(Given material)
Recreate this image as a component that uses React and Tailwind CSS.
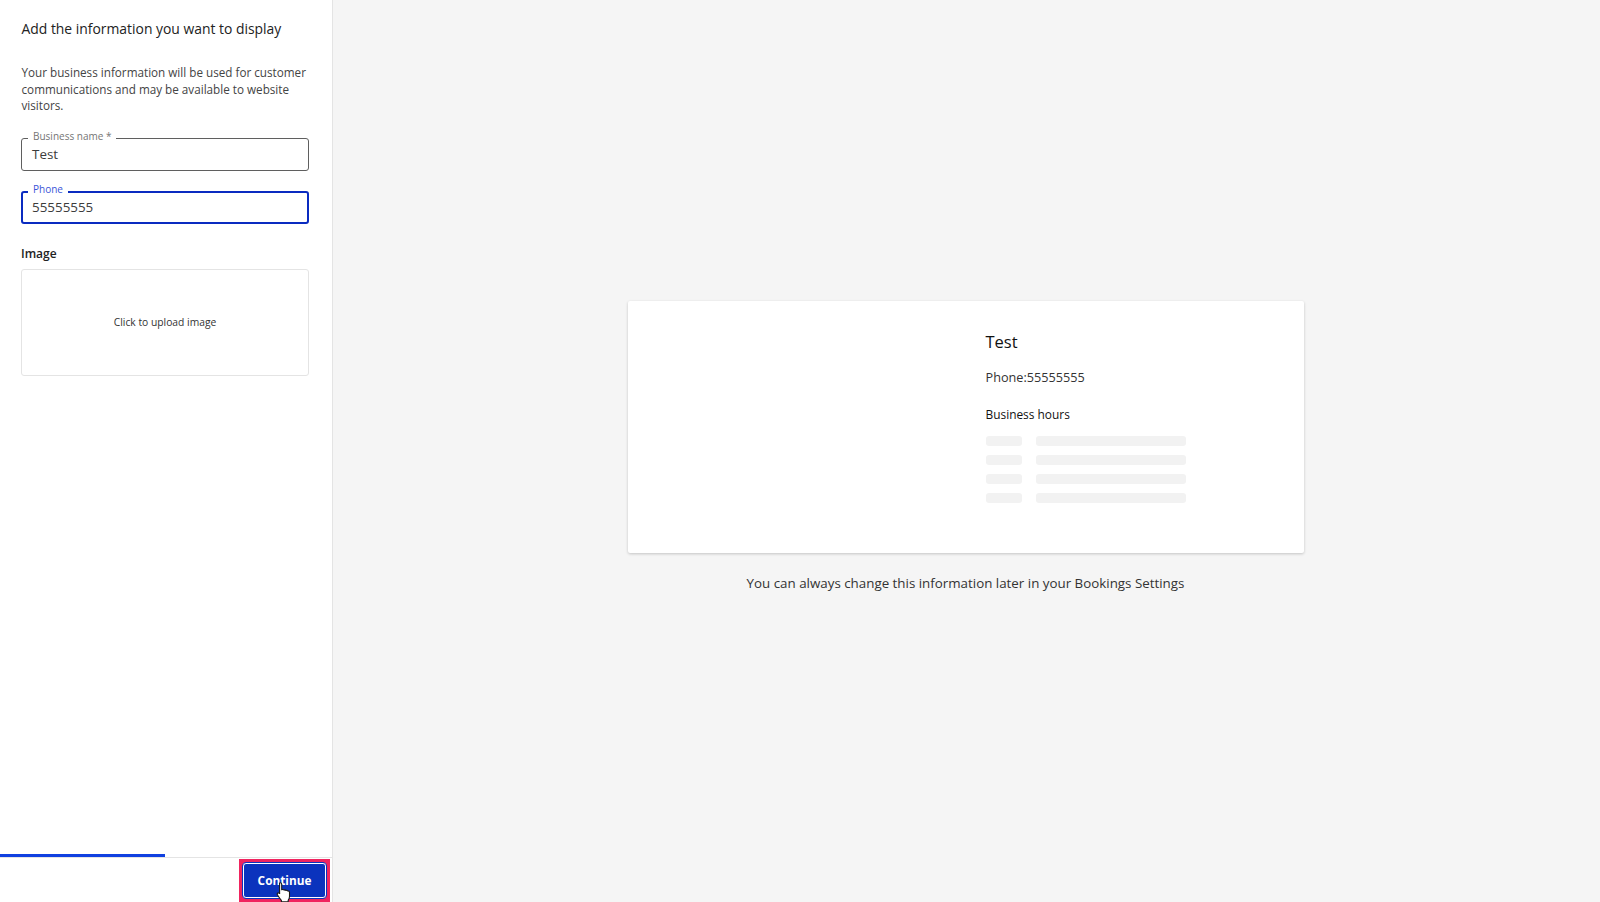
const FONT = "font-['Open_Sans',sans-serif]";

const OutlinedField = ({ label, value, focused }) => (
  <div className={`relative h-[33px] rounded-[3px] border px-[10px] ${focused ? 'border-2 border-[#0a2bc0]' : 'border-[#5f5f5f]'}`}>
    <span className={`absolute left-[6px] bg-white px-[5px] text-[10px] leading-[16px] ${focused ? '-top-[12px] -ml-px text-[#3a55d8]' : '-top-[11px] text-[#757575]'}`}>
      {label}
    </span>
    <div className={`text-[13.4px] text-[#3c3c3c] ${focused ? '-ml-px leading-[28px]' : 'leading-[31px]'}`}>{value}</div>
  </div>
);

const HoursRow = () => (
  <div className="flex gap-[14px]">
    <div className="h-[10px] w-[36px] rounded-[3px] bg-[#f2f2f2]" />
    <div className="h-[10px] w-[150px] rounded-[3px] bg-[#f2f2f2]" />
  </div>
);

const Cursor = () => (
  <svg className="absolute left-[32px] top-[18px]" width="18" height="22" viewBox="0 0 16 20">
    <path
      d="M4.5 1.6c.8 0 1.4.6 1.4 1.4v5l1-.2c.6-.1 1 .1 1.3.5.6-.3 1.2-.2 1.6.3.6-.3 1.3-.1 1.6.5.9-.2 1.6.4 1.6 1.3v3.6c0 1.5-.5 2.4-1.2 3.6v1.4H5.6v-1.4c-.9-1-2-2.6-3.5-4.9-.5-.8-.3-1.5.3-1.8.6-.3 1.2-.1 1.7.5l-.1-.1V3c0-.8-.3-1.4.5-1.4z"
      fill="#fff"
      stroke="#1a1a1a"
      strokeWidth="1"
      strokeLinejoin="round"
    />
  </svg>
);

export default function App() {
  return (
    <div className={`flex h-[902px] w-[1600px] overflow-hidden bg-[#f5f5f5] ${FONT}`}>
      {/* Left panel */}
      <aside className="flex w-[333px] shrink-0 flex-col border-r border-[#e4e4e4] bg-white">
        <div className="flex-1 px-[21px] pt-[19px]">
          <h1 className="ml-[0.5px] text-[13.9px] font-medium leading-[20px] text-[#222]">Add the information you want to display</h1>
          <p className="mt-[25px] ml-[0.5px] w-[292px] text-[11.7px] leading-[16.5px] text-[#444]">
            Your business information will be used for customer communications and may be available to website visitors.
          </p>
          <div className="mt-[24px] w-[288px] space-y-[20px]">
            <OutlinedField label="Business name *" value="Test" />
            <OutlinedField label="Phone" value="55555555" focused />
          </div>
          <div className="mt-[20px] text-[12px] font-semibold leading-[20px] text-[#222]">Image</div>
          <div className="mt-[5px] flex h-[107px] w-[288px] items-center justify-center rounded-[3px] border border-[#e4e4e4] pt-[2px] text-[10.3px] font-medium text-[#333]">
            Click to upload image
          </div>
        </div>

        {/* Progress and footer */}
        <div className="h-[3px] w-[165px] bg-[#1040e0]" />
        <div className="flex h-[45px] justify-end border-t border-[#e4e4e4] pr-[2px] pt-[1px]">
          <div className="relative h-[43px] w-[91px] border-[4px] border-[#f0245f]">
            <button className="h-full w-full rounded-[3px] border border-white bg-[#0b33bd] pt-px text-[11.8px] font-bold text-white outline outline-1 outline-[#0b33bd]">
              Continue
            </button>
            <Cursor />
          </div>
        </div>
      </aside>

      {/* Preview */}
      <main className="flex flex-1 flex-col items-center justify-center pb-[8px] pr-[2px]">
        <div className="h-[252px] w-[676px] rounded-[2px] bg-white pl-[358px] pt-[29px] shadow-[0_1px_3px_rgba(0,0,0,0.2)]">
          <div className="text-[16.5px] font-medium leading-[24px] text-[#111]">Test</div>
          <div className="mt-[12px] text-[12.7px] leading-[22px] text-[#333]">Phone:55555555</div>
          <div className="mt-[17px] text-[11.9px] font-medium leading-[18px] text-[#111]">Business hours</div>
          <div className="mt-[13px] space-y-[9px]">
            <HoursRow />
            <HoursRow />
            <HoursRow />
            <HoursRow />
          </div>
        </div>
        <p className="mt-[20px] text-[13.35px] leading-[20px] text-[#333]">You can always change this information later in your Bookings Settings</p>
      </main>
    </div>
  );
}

(Exercise aim)
Reproduce the whole listing word for word, setting aside any pictures.

(Response)
Recreate this image as a component that uses React and Tailwind CSS.
const FONT = "font-['Open_Sans',sans-serif]";

const OutlinedField = ({ label, value, focused }) => (
  <div className={`relative h-[33px] rounded-[3px] border px-[10px] ${focused ? 'border-2 border-[#0a2bc0]' : 'border-[#5f5f5f]'}`}>
    <span className={`absolute left-[6px] bg-white px-[5px] text-[10px] leading-[16px] ${focused ? '-top-[12px] -ml-px text-[#3a55d8]' : '-top-[11px] text-[#757575]'}`}>
      {label}
    </span>
    <div className={`text-[13.4px] text-[#3c3c3c] ${focused ? '-ml-px leading-[28px]' : 'leading-[31px]'}`}>{value}</div>
  </div>
);

const HoursRow = () => (
  <div className="flex gap-[14px]">
    <div className="h-[10px] w-[36px] rounded-[3px] bg-[#f2f2f2]" />
    <div className="h-[10px] w-[150px] rounded-[3px] bg-[#f2f2f2]" />
  </div>
);

const Cursor = () => (
  <svg className="absolute left-[32px] top-[18px]" width="18" height="22" viewBox="0 0 16 20">
    <path
      d="M4.5 1.6c.8 0 1.4.6 1.4 1.4v5l1-.2c.6-.1 1 .1 1.3.5.6-.3 1.2-.2 1.6.3.6-.3 1.3-.1 1.6.5.9-.2 1.6.4 1.6 1.3v3.6c0 1.5-.5 2.4-1.2 3.6v1.4H5.6v-1.4c-.9-1-2-2.6-3.5-4.9-.5-.8-.3-1.5.3-1.8.6-.3 1.2-.1 1.7.5l-.1-.1V3c0-.8-.3-1.4.5-1.4z"
      fill="#fff"
      stroke="#1a1a1a"
      strokeWidth="1"
      strokeLinejoin="round"
    />
  </svg>
);

export default function App() {
  return (
    <div className={`flex h-[902px] w-[1600px] overflow-hidden bg-[#f5f5f5] ${FONT}`}>
      {/* Left panel */}
      <aside className="flex w-[333px] shrink-0 flex-col border-r border-[#e4e4e4] bg-white">
        <div className="flex-1 px-[21px] pt-[19px]">
          <h1 className="ml-[0.5px] text-[13.9px] font-medium leading-[20px] text-[#222]">Add the information you want to display</h1>
          <p className="mt-[25px] ml-[0.5px] w-[292px] text-[11.7px] leading-[16.5px] text-[#444]">
            Your business information will be used for customer communications and may be available to website visitors.
          </p>
          <div className="mt-[24px] w-[288px] space-y-[20px]">
            <OutlinedField label="Business name *" value="Test" />
            <OutlinedField label="Phone" value="55555555" focused />
          </div>
          <div className="mt-[20px] text-[12px] font-semibold leading-[20px] text-[#222]">Image</div>
          <div className="mt-[5px] flex h-[107px] w-[288px] items-center justify-center rounded-[3px] border border-[#e4e4e4] pt-[2px] text-[10.3px] font-medium text-[#333]">
            Click to upload image
          </div>
        </div>

        {/* Progress and footer */}
        <div className="h-[3px] w-[165px] bg-[#1040e0]" />
        <div className="flex h-[45px] justify-end border-t border-[#e4e4e4] pr-[2px] pt-[1px]">
          <div className="relative h-[43px] w-[91px] border-[4px] border-[#f0245f]">
            <button className="h-full w-full rounded-[3px] border border-white bg-[#0b33bd] pt-px text-[11.8px] font-bold text-white outline outline-1 outline-[#0b33bd]">
              Continue
            </button>
            <Cursor />
          </div>
        </div>
      </aside>

      {/* Preview */}
      <main className="flex flex-1 flex-col items-center justify-center pb-[8px] pr-[2px]">
        <div className="h-[252px] w-[676px] rounded-[2px] bg-white pl-[358px] pt-[29px] shadow-[0_1px_3px_rgba(0,0,0,0.2)]">
          <div className="text-[16.5px] font-medium leading-[24px] text-[#111]">Test</div>
          <div className="mt-[12px] text-[12.7px] leading-[22px] text-[#333]">Phone:55555555</div>
          <div className="mt-[17px] text-[11.9px] font-medium leading-[18px] text-[#111]">Business hours</div>
          <div className="mt-[13px] space-y-[9px]">
            <HoursRow />
            <HoursRow />
            <HoursRow />
            <HoursRow />
          </div>
        </div>
        <p className="mt-[20px] text-[13.35px] leading-[20px] text-[#333]">You can always change this information later in your Bookings Settings</p>
      </main>
    </div>
  );
}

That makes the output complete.